The larger water colour painting is more recognisably in Peter’s style. There is a certain delicacy and detail about his landscapes, and a stillness as “When in the east the morning ray/Hangs out the colours of the day”. It is as if everything has paused to take a breath, the shadows starting to shorten but the world still fresh and new.

It is a view of the market town of Beverley in Yorkshire, painted in 1921, according to the inscription. My mother’s family – Peter’s in-laws – came from this part of Yorkshire so it is possible that he (and perhaps Meryl too, who would have been about six years old at the time) were visiting them.
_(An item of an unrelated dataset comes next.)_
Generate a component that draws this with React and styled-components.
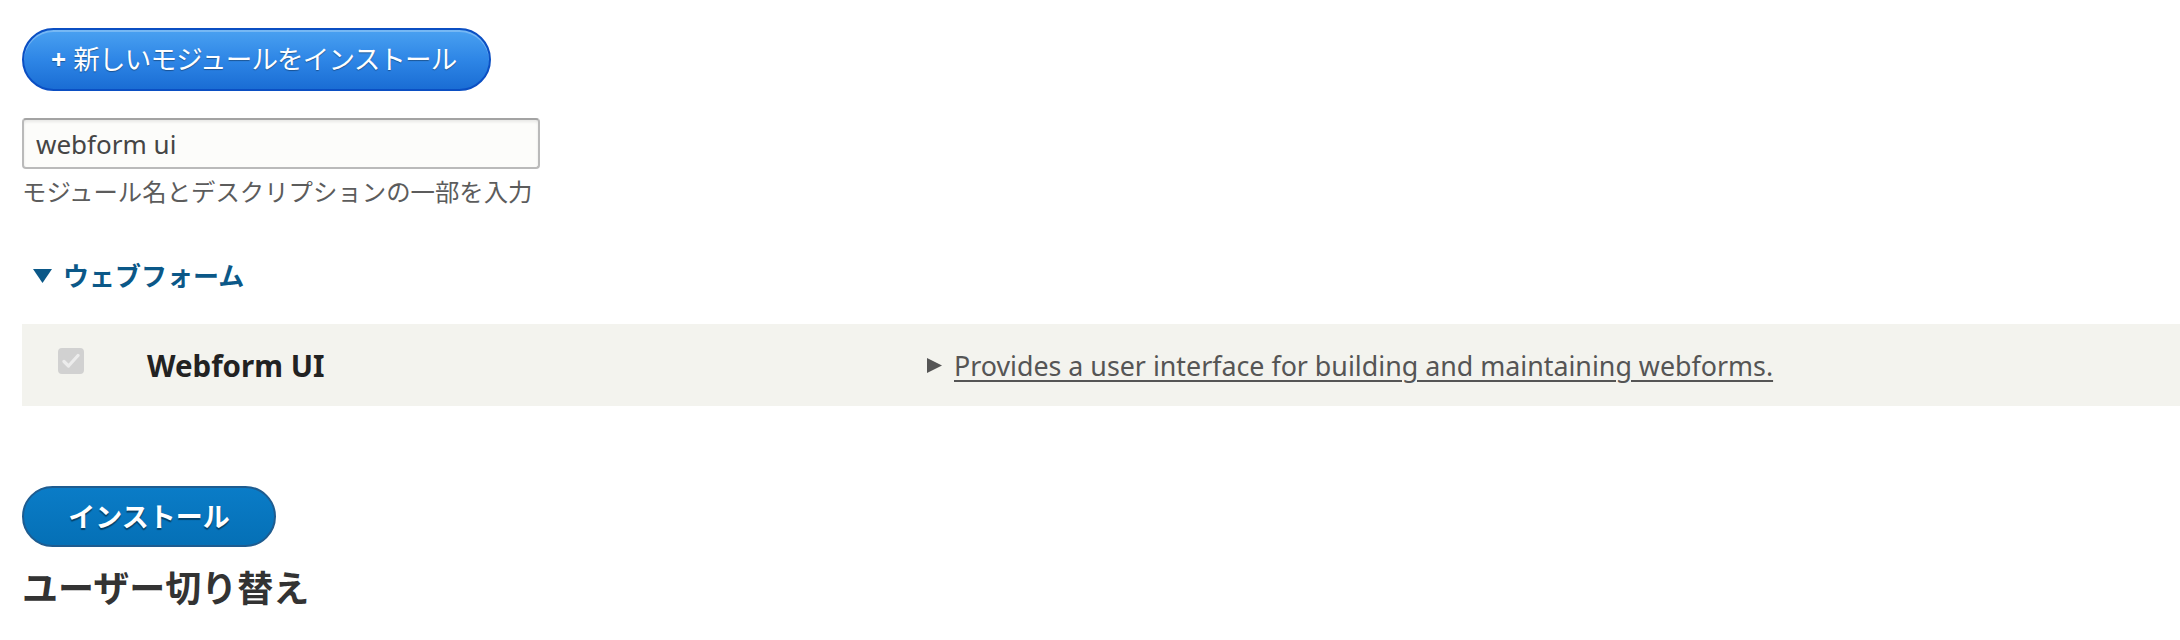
import React from "react";
import styled, { createGlobalStyle } from "styled-components";

const GlobalStyle = createGlobalStyle`
  html, body { margin: 0; padding: 0; background: #ffffff; }
  body {
    font-family: "Noto Sans", "Noto Sans CJK JP", sans-serif;
    color: #333333;
  }
  * { box-sizing: border-box; }
`;

const Page = styled.main`
  padding: 28px 0 0 22px;
`;

const Toolbar = styled.div`
  margin-bottom: 27px;
`;

const ActionButton = styled.a`
  display: inline-flex;
  align-items: center;
  height: 63px;
  padding: 0 33px 0 27px;
  border: 2px solid #0b4fc3;
  border-radius: 32px;
  background: linear-gradient(to bottom, #4aa1f1 0%, #2e86e6 50%, #1a6dd4 100%);
  box-shadow: inset 0 2px 0 rgba(255, 255, 255, 0.25);
  color: #ffffff;
  font-size: 26.5px;
  font-weight: 400;
  letter-spacing: -0.8px;
  line-height: 1;
  text-decoration: none;
  text-shadow: 0 1px 1px rgba(0, 0, 0, 0.35);
  white-space: nowrap;
`;

const Plus = styled.span`
  font-weight: 700;
  margin-right: 8px;
`;

const SearchInput = styled.input`
  display: block;
  width: 518px;
  height: 51px;
  margin: 0;
  padding: 0 12px;
  border: 2px solid #bababa;
  border-top-color: #a3a3a3;
  border-radius: 4px;
  background: #fcfcfa;
  box-shadow: inset 0 2px 3px rgba(0, 0, 0, 0.08);
  font-family: "Noto Sans", "Noto Sans CJK JP", sans-serif;
  font-size: 26px;
  color: #454545;
  outline: none;
`;

const Hint = styled.div`
  margin-top: 5px;
  font-size: 24.4px;
  line-height: 36px;
  color: #5c5c5c;
`;

const Summary = styled.div`
  margin-top: 45px;
  display: flex;
  align-items: center;
  padding-left: 11px;
  font-size: 26px;
  font-weight: 700;
  line-height: 42px;
  color: #0b5888;
`;

const Label = styled.span`
  margin-left: ${(p) => p.$gap}px;
`;

const Row = styled.div`
  margin-top: 27px;
  height: 82px;
  display: flex;
  align-items: center;
  padding-left: 36px;
  background: #f3f3ee;
`;

const Checkbox = styled.span`
  flex: none;
  width: 26px;
  height: 26px;
  margin-bottom: 8px;
  border-radius: 4px;
  background: #d1d1d1;
  display: flex;
  align-items: center;
  justify-content: center;
`;

const ModuleName = styled.span`
  flex: none;
  width: 780px;
  margin-left: 63px;
  font-size: 29.5px;
  font-weight: 700;
  color: #222222;
`;

const Desc = styled.div`
  display: flex;
  align-items: center;
`;

const DescLink = styled.a`
  margin-left: 12px;
  font-size: 26.8px;
  color: #555555;
  text-decoration: underline;
  text-decoration-thickness: 2px;
  text-underline-offset: 4px;
  cursor: pointer;
`;

const PrimaryButton = styled.button`
  display: flex;
  align-items: center;
  justify-content: center;
  margin-top: 80px;
  width: 254px;
  height: 61px;
  padding: 0;
  border: 2px solid #1e5c90;
  border-radius: 31px;
  background: linear-gradient(to bottom, #0a7cc7 0%, #0570b6 100%);
  color: #ffffff;
  font-family: "Noto Sans", "Noto Sans CJK JP", sans-serif;
  font-size: 27px;
  font-weight: 700;
  line-height: 1;
  text-shadow: 0 2px 1px rgba(0, 0, 0, 0.45);
  cursor: pointer;
`;

const Heading = styled.h2`
  margin: 19px 0 0;
  font-size: 36px;
  font-weight: 700;
  line-height: 46px;
  color: #333333;
`;

const Triangle = ({ dir, w, h, color }) => (
  <svg width={w} height={h} viewBox={`0 0 ${w} ${h}`} style={{ flex: "none" }}>
    {dir === "down" ? (
      <polygon points={`0,0 ${w},0 ${w / 2},${h}`} fill={color} />
    ) : (
      <polygon points={`0,0 ${w},${h / 2} 0,${h}`} fill={color} />
    )}
  </svg>
);

export default function App() {
  return (
    <>
      <GlobalStyle />
      <Page>
        <Toolbar>
          <ActionButton href="#">
            <Plus>+</Plus>新しいモジュールをインストール
          </ActionButton>
        </Toolbar>
        <SearchInput defaultValue="webform ui" />
        <Hint>モジュール名とデスクリプションの一部を入力</Hint>
        <Summary>
          <Triangle dir="down" w={19} h={14} color="#0b5888" />
          <Label $gap={11}>ウェブフォーム</Label>
        </Summary>
        <Row>
          <Checkbox>
            <svg width="18" height="16" viewBox="0 0 18 16">
              <polyline
                points="2,8.5 6.5,13 16,2.5"
                fill="none"
                stroke="#ececec"
                strokeWidth="3.2"
                strokeLinecap="round"
                strokeLinejoin="round"
              />
            </svg>
          </Checkbox>
          <ModuleName>Webform UI</ModuleName>
          <Desc>
            <Triangle dir="right" w={15} h={15} color="#555555" />
            <DescLink>Provides a user interface for building and maintaining webforms.</DescLink>
          </Desc>
        </Row>
        <PrimaryButton>インストール</PrimaryButton>
        <Heading>ユーザー切り替え</Heading>
      </Page>
    </>
  );
}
It is curious how the loops of time and place curve and intersect – from China to Yorkshire, from Yorkshire to Australia across several decades and different generations. As mentioned, I didn’t know Peter, and I knew Meryl only briefly towards the end of her life. And yet, these paintings are precious to me, not because they have any commercial value, but because of the connection they signify, the family narrative that flickers like tiny flames in the darkness to show the way.

I can’t overstate my gratitude to Chris for taking the time and making the effort to look after the paintings and track me down. I know he was fulfilling his mother’s wishes and I am very thankful that he took that task seriously and saw it through to the end. All good karma to him and his family.

Posted in Family ties, People.

6 Comments

  1. I have a P A Travers Smith painting entitled ‘Watch tower, in Japanese Concentration Camp, North China’ donated to the College several years ago by a student. I am trying to trace the student so that when I have the painting re-framed I can include their name on it. Apparently the artist was the student’s grandfather.

    Any information would be appreciated.

  2. I believe my father , Percy Walter Alan Westwood may have been at school with Peter in Shanghai, a school for European boys called Cheefoo. He enrolled there in 1913. He had a love if these paintings and bought three, one of naval vessels at harbouf at Shanghai, one of Mt Roland and one of moonlight8xh37 on the Derwent.

    • That’s interesting. Do you still have the paintings? I’d be very interested to see them if you have. At some point I’d like to put together an online collection of his work as I reckon there are more paintings out there which would be worth sharing.

  3. Hello, This is Elisabeth, Marjorie’s granddaughter. You must be one of June and John’s son’s? (Just seen below – hello Simon!) I have some PTS paintings I could send you pictures of if you are interested? My husband found your site searching him up. It’s been interesting to read! So you live in Australia?